1.9 KiB
| id | ticket | title | created | tags | ||||
|---|---|---|---|---|---|---|---|---|
| LSN-0012 | packer-docs-import | Runtime ownership and Studio boundary legacy lesson | 2026-03-26 |
|
Context
Legacy import from docs/packer/learn/runtime-ownership-and-studio-boundary.md.
This lesson preserves the ownership boundary between packer operational semantics and Studio presentation.
Key Decisions
Packer owns operational asset semantics; Studio consumes translated responses and events
What: The stable boundary is filesystem-first authoring, project-scoped runtime snapshots for coherent reads, one serialized semantic write lane per project, authoritative packer events with causality, and Studio adapters that translate but do not invent semantics. Why: Without this boundary, the system drifts into split-brain behavior where Studio and packer both try to own summaries, mutation meaning, or reconcile logic. Trade-offs: Strong semantic ownership in packer makes Studio adapters less flexible, but it keeps lifecycle, concurrency, and event meaning testable and consistent.
Patterns and Algorithms
- Keep divergence explicit packer state rather than silent repair.
- Allow coherent
read/read, serializewrite/write, and avoid tornread/writeviews. - Preserve operation causality with stable ids and monotonic sequence.

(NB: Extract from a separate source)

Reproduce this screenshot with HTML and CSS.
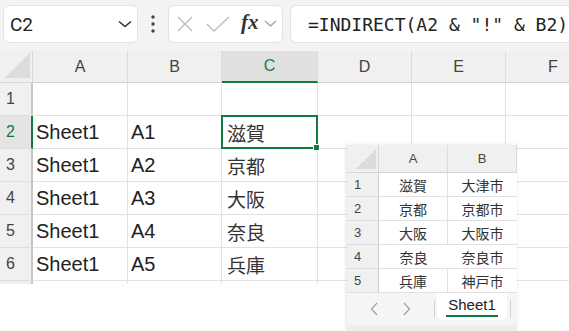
FILE: index.html
```html
<!DOCTYPE html>
<html lang="ja">

<head>
  <meta charset="UTF-8">
  <meta name="viewport" content="width=device-width, initial-scale=1.0">
  <title>INDIRECT</title>
  <link rel="stylesheet" href="styles.css">
</head>

<body>
  <div class="toolbar">
    <div class="name-box">
      <span class="name">C2</span>
      <svg class="chev" width="14" height="8" viewBox="0 0 14 8"><path d="M1 1.5 L7 6.5 L13 1.5" fill="none" stroke="#333" stroke-width="1.6"/></svg>
    </div>
    <svg class="dots" width="6" height="20" viewBox="0 0 6 20"><circle cx="3" cy="3" r="1.7" fill="#444"/><circle cx="3" cy="10" r="1.7" fill="#444"/><circle cx="3" cy="17" r="1.7" fill="#444"/></svg>
    <div class="fx-box">
      <svg width="16" height="16" viewBox="0 0 16 16"><path d="M1 1 L15 15 M15 1 L1 15" stroke="#bdbdbd" stroke-width="1.4" fill="none"/></svg>
      <svg width="24" height="16" viewBox="0 0 24 16"><path d="M1 8 L8 15 L23 1" stroke="#bdbdbd" stroke-width="1.4" fill="none"/></svg>
      <span class="fx">fx</span>
      <svg width="13" height="7" viewBox="0 0 13 7"><path d="M1 1 L6.5 6 L12 1" stroke="#9a9a9a" stroke-width="1.2" fill="none"/></svg>
    </div>
    <div class="formula">=INDIRECT(A2 &amp; "!" &amp; B2)</div>
  </div>

  <div class="sheet">
    <div class="corner"></div>
    <div class="col-head">A</div>
    <div class="col-head">B</div>
    <div class="col-head sel">C</div>
    <div class="col-head">D</div>
    <div class="col-head">E</div>
    <div class="col-head last">F</div>

    <div class="row-head">1</div>
    <div class="cell"></div><div class="cell"></div><div class="cell"></div><div class="cell"></div><div class="cell"></div><div class="cell"></div>

    <div class="row-head sel">2</div>
    <div class="cell">Sheet1</div><div class="cell">A1</div><div class="cell jp active">滋賀</div><div class="cell"></div><div class="cell"></div><div class="cell"></div>

    <div class="row-head">3</div>
    <div class="cell">Sheet1</div><div class="cell">A2</div><div class="cell jp">京都</div><div class="cell"></div><div class="cell"></div><div class="cell"></div>

    <div class="row-head">4</div>
    <div class="cell">Sheet1</div><div class="cell">A3</div><div class="cell jp">大阪</div><div class="cell"></div><div class="cell"></div><div class="cell"></div>

    <div class="row-head">5</div>
    <div class="cell">Sheet1</div><div class="cell">A4</div><div class="cell jp">奈良</div><div class="cell"></div><div class="cell"></div><div class="cell"></div>

    <div class="row-head">6</div>
    <div class="cell">Sheet1</div><div class="cell">A5</div><div class="cell jp">兵庫</div><div class="cell"></div><div class="cell"></div><div class="cell"></div>

    <div class="row-head stub"></div>
    <div class="cell stub"></div><div class="cell stub"></div><div class="cell stub"></div><div class="cell stub"></div><div class="cell stub"></div><div class="cell stub"></div>
  </div>

  <!-- 参照先シートの画面 -->
  <div class="inset">
    <div class="mini">
      <div class="corner"></div>
      <div class="col-head">A</div>
      <div class="col-head">B</div>

      <div class="row-head">1</div><div class="cell">滋賀</div><div class="cell">大津市</div>
      <div class="row-head">2</div><div class="cell">京都</div><div class="cell">京都市</div>
      <div class="row-head">3</div><div class="cell">大阪</div><div class="cell">大阪市</div>
      <div class="row-head">4</div><div class="cell">奈良</div><div class="cell">奈良市</div>
      <div class="row-head">5</div><div class="cell">兵庫</div><div class="cell">神戸市</div>
    </div>
    <div class="tabs">
      <svg class="nav" width="8" height="14" viewBox="0 0 8 14"><path d="M7 1 L1.5 7 L7 13" stroke="#a0a0a0" stroke-width="1.2" fill="none"/></svg>
      <svg class="nav" width="8" height="14" viewBox="0 0 8 14"><path d="M1 1 L6.5 7 L1 13" stroke="#a0a0a0" stroke-width="1.2" fill="none"/></svg>
      <span class="sep"></span>
      <div class="tab"><span>Sheet1</span></div>
      <span class="sep"></span>
    </div>
  </div>
</body>

</html>
```

FILE: styles.css
```css
body {
  margin: 0;
  width: 569px;
  height: 331px;
  overflow: hidden;
  background-color: #fff;
  font-family: "Liberation Sans", "Noto Sans CJK JP", sans-serif;
  color: #222;
}
.toolbar {
  display: flex;
  align-items: center;
  height: 51px;
  padding: 0 0 4px 3px;
  box-sizing: border-box;
  background-color: #f3f3f3;
}
.name-box {
  display: flex;
  align-items: center;
  justify-content: space-between;
  width: 135px;
  height: 38px;
  box-sizing: border-box;
  padding: 0 5px 0 6px;
  background-color: #fff;
  border: 1px solid #e3e3e3;
  border-radius: 6px;
}
.name {
  font-family: Roboto, "Liberation Sans", sans-serif;
  font-size: 19px;
  color: #222;
  padding-top: 2px;
}
.dots {
  margin: 0 12px 0 12px;
}
.fx-box {
  display: flex;
  align-items: center;
  gap: 0;
  width: 115px;
  height: 38px;
  box-sizing: border-box;
  padding-left: 8px;
  background-color: #fff;
  border: 1px solid #e3e3e3;
  border-radius: 6px;
}
.fx-box svg:nth-child(1) {
  margin-right: 13px;
}
.fx-box svg:nth-child(2) {
  margin-right: 11px;
}
.fx {
  font-family: "Liberation Serif", serif;
  font-style: italic;
  font-weight: bold;
  font-size: 21px;
  color: #333;
  margin-right: 5px;
  margin-top: -3px;
}
.formula {
  flex: 1;
  height: 38px;
  margin-left: 7px;
  box-sizing: border-box;
  padding: 8px 0 0 17px;
  background-color: #fff;
  border: 1px solid #e3e3e3;
  border-right: none;
  border-radius: 6px 0 0 6px;
  font-family: "DejaVu Sans Mono", monospace;
  font-size: 18px;
  color: #222;
  white-space: nowrap;
  overflow: hidden;
}

/* メインのシート */
.sheet {
  display: grid;
  grid-template-columns: 33px 95px 94px 96px 94px 94px 1fr;
  grid-template-rows: 32px repeat(6, 33px) 3px;
}
.corner {
  position: relative;
  background-color: #f0f0f0;
  border-right: 1px solid #d6d6d6;
  border-bottom: 1px solid #d6d6d6;
}
.corner::after {
  content: "";
  position: absolute;
  right: 2px;
  bottom: 4px;
  width: 25px;
  height: 25px;
  background: linear-gradient(to bottom right, transparent 50%, #dcdcdc 50%);
}
.col-head {
  display: flex;
  align-items: center;
  justify-content: center;
  background-color: #f0f0f0;
  border-right: 1px solid #dcdcdc;
  border-bottom: 1px solid #d2d2d2;
  font-size: 16px;
  color: #444;
}
.col-head.last {
  justify-content: flex-start;
  padding-left: 42px;
  border-right: none;
}
.col-head.sel {
  background-color: #e0e0e0;
  color: #107c41;
  border-bottom: 2px solid #107c41;
}
.row-head {
  display: flex;
  align-items: center;
  padding-left: 6px;
  background-color: #f0f0f0;
  border-right: 2px solid #c6c6c6;
  border-bottom: 1px solid #dedede;
  font-size: 16px;
  color: #444;
}
.row-head.sel {
  background-color: #e4e4e4;
  color: #107c41;
  border-right-color: #107c41;
}
.cell {
  display: flex;
  align-items: center;
  padding-left: 3px;
  border-right: 1px solid #e1e1e1;
  border-bottom: 1px solid #e1e1e1;
  font-size: 20px;
  color: #222;
  white-space: nowrap;
}
.cell:nth-child(7n) {
  border-right: none;
}
.cell.jp {
  padding-left: 5px;
  font-size: 19px;
  color: #333;
}
.cell.active {
  position: relative;
}
.cell.active::before {
  content: "";
  position: absolute;
  left: -1px;
  top: -1px;
  right: -1px;
  bottom: -1px;
  border: 2px solid #107c41;
}
.cell.active::after {
  content: "";
  position: absolute;
  right: -3px;
  bottom: -3px;
  width: 5px;
  height: 5px;
  background-color: #107c41;
  border: 1px solid #fff;
}
.row-head.stub,
.cell.stub {
  border-bottom: none;
  padding: 0;
}

/* 参照先のシート */
.inset {
  position: absolute;
  left: 347px;
  top: 145px;
  width: 170px;
  height: 186px;
  background-color: #ededed;
  box-shadow: -1px 0 4px rgba(0, 0, 0, .12);
}
.mini {
  display: grid;
  grid-template-columns: 32px 69px 69px;
  grid-template-rows: 28px repeat(5, 24px);
  background-color: #fff;
}
.mini .corner::after {
  right: 2px;
  bottom: 3px;
  width: 20px;
  height: 20px;
}
.mini .col-head {
  font-size: 13px;
  padding-top: 0;
}
.mini .row-head {
  font-size: 13px;
  padding-left: 7px;
  border-right: 1px solid #cfcfcf;
}
.mini .cell {
  justify-content: center;
  padding-left: 0;
  font-size: 14px;
  color: #333;
}
.mini .cell:nth-child(3n) {
  border-right: none;
}
.tabs {
  display: flex;
  align-items: flex-start;
  height: 32px;
  background-color: #f5f5f5;
}
.nav {
  margin-top: 9px;
}
.nav:first-child {
  margin-left: 23px;
  margin-right: 25px;
}
.sep {
  width: 1px;
  height: 18px;
  margin-top: 7px;
  margin-left: 23px;
  background-color: #cfcfcf;
}
.tab {
  width: 70px;
  height: 27px;
  margin-left: 2px;
  display: flex;
  justify-content: center;
  background-color: #fff;
  border-radius: 0 0 6px 6px;
}
.tab span {
  font-size: 15px;
  color: #222;
  height: 22px;
  line-height: 24px;
  padding: 0 2px;
  border-bottom: 2px solid #107c41;
}
.tab + .sep {
  margin-left: 3px;
}
```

- Let Studio remap data for presentation without recomputing semantics.
Pitfalls
- Rebuilding packer summaries from Studio-side heuristics.
- Treating adapters as a second semantic authority.
- Hiding divergence by silent refresh.
- Allowing same-project writes to race.
Takeaways
- Studio should present packer semantics, not recreate them.
- Event causality and write-lane ownership are part of the domain contract.
- Legacy source attribution:
docs/packer/learn/runtime-ownership-and-studio-boundary.md.